Canadian actress Maud Allan in a loose adaptation of Oscar Wilde’s play. Photograph: Alamy

The most memorable of recent Salomes is the Finnish soprano Karita Mattila, whose orgasmic carryings-on with the head in the final monologue “like a ravening animal”, in 2003, left the Guardian critic overwhelmed.

How different will a production directed by a woman be? Jacobs, whose Melbourne-based company, Fraught Outfit, makes a speciality of tackling biblical and classical mythologies, says this staging will “present a dreamlike journey through Salome’s psyche, in a claustrophobic space in which female desire replicates the violence of the patriarchal world”. Given that this is a central tenet of the piece anyway, we must wait to see what this means for Jacobs, or for Cook’s performance.

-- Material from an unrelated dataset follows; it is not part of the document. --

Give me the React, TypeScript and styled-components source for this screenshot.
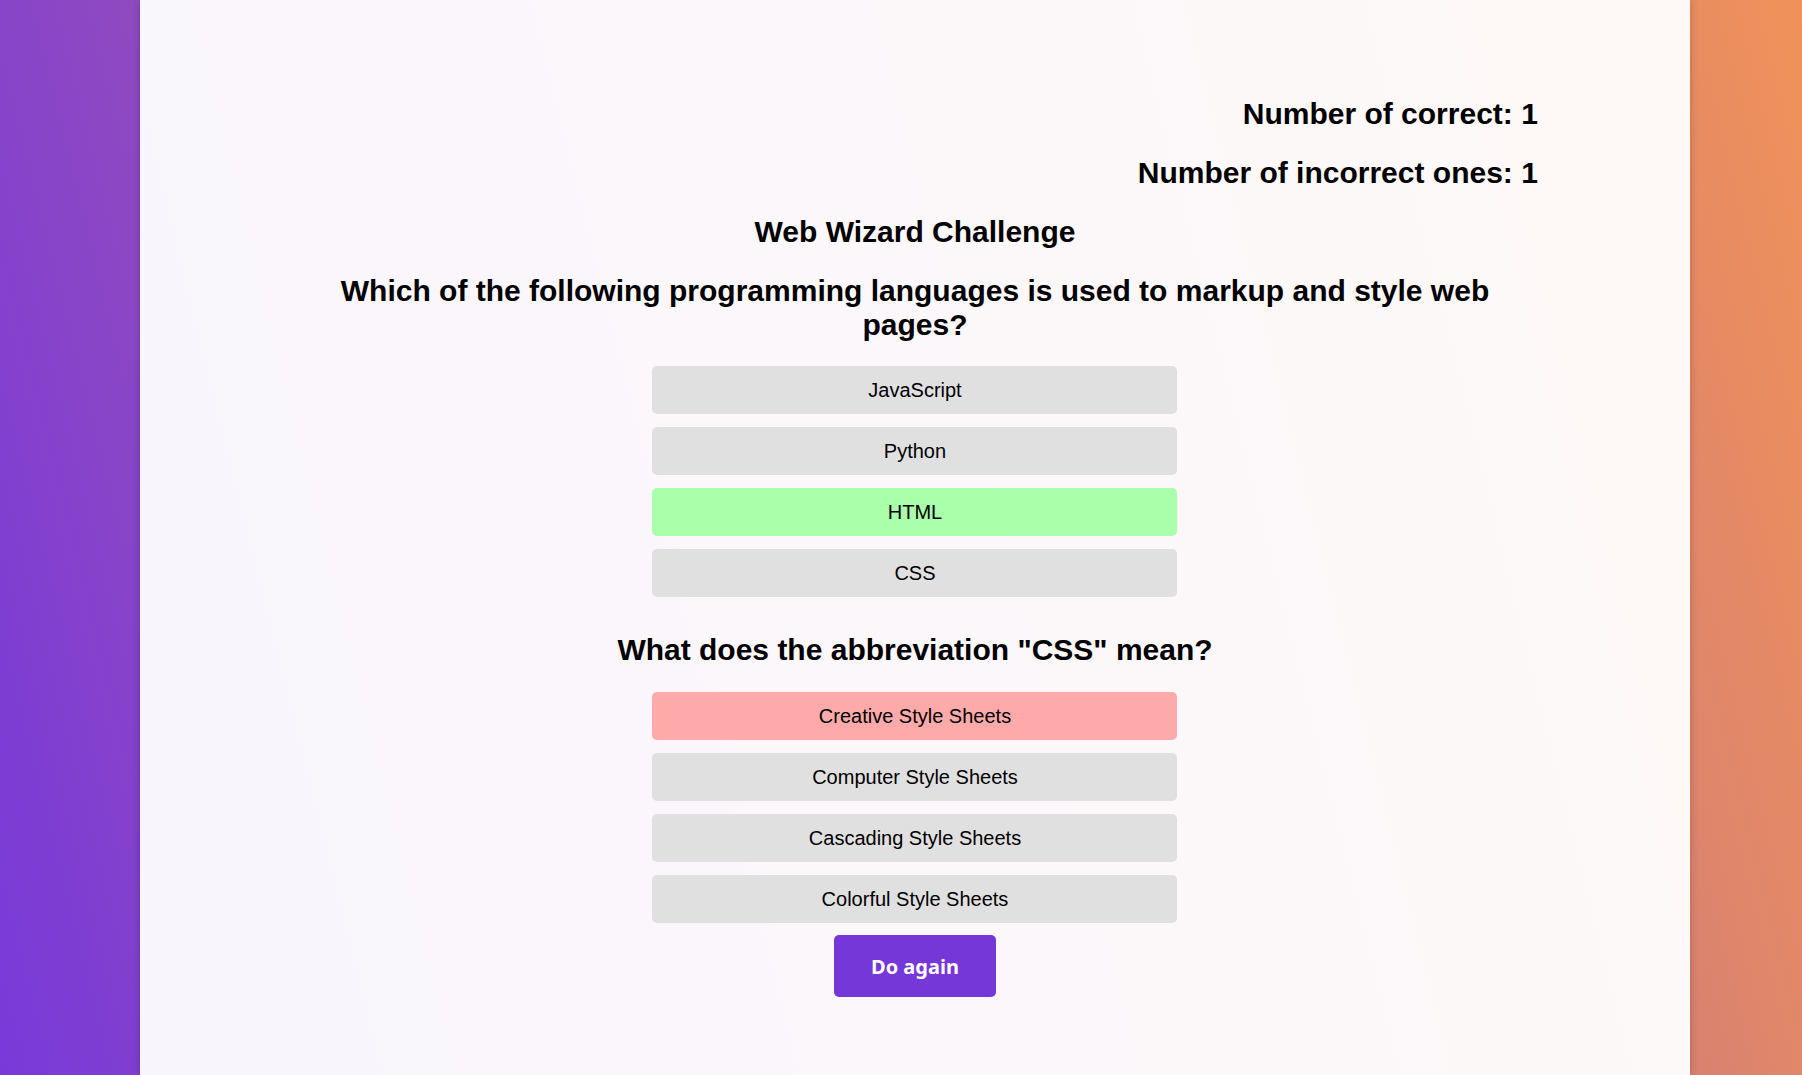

Cook won’t reveal much: “But I will say it’s very beautiful and, given the director, designer and lighting designer are all women, undoubtedly it’s being seen through female eyes but not in a militant way at all. There’s a softness in the approach.” She is enthralled by Strauss’s rapturous, ingenious score, which made him his fortune. “It’s so rich and lush, like a pool of melting dark chocolate. Yes, it’s horrific in parts,” says Cook. “It’s intense, uneasy, psychologically complex, but there are so many moments of sheer, ravishing beauty.”

Will Cook dance? “I won’t shimmy and I won’t do a fandango. I’ll certainly dance but I don’t think anyone will be inviting me on Strictly.” And will she take all her clothes off? “Buy a ticket and find out,” she says, resolutely buttoned up, revealing nothing.